Two studies recently published in Clinical Chemistry explore novel computer simulation studies of glycemic control in patients hospitalized in intensive care units (ICUs). The studies take “alternative and differing modeling approaches on the basis of real patient data,” explain James C. Boyd, MD, and David E. Bruns, MD, in an accompanying editorial. Boyd is a deputy editor of Clinical Chemistry; Bruns served as the journal’s editor from 1990 to 2007.

“These studies may help to answer questions regarding what analytical quality is required of glucose assays, and what impact more frequent measurement has on patient outcomes and/or the analytical performance requirements of glucose measurements,” wrote Boyd and Bruns. “Although earlier modeling studies of these questions have used established physiologic models of glucose homeostasis, what makes the current modeling studies unique and so important is that the models in these studies are based on data from actual [intensive care unit] ICU patients.”

One study was done using 56 virtual patients who were modeled individually “by fitting the data from an actual patient episode in the ICU to a complex, physiologically based compartmental model that uses differential equations,” explained Boyd and Bruns. The second study used a different approach, instead recording interventions taken in ICU patients based on glucose measurements done with blood gas analyzers. These investigators then compared that data with measurements taken with simulated glucose sensors that were less accurate.

Each study used different outcome measures. The one involving virtual patients used a traditional approach, basing outcomes on the rates of hypoglycemia, hyperglycemia, time range, and glycemic variability. The second study’s outcomes were based on the probabilities of an error occurring in each category. “Despite these differences in outcome measures monitored, results of both studies suggested that CGM [continuous glucose monitoring] glucose sensors with mean absolute relative difference (MARD) scores <11% gave the best results and lowest frequencies of hypoglycemia,” wrote Boyd and Bruns. MARD scores are calculated based on the “mean percentage difference of the absolute concentration measured by the evaluated glucose sensor from a reference glucose concentration,” they explained.

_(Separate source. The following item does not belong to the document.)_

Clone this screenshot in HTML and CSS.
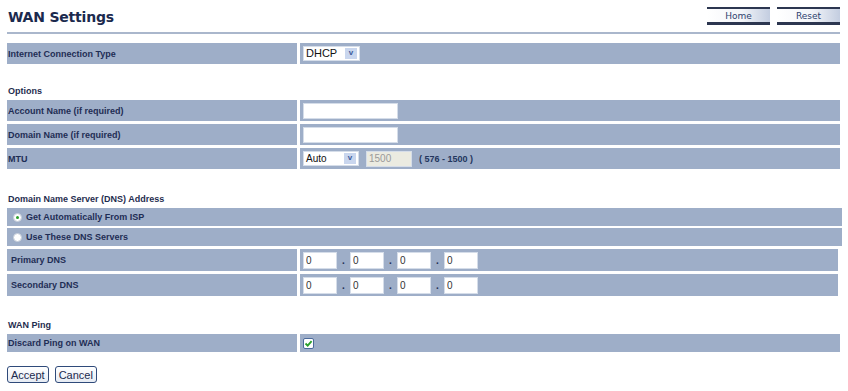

Regardless of approach, the “models agree that control of glycemia is intimately related to the analytical performance of the glucose measurement system, the frequency of the measurements, and the protocol by which a measured glucose is translated into an intervention,” according to the editorial. The study authors should be “congratulated for the valuable contributions their modeling studies have made in suggesting potential new criteria for CGM performance that not only are in agreement, but are based on real patient data,” concluded Boyd and Bruns.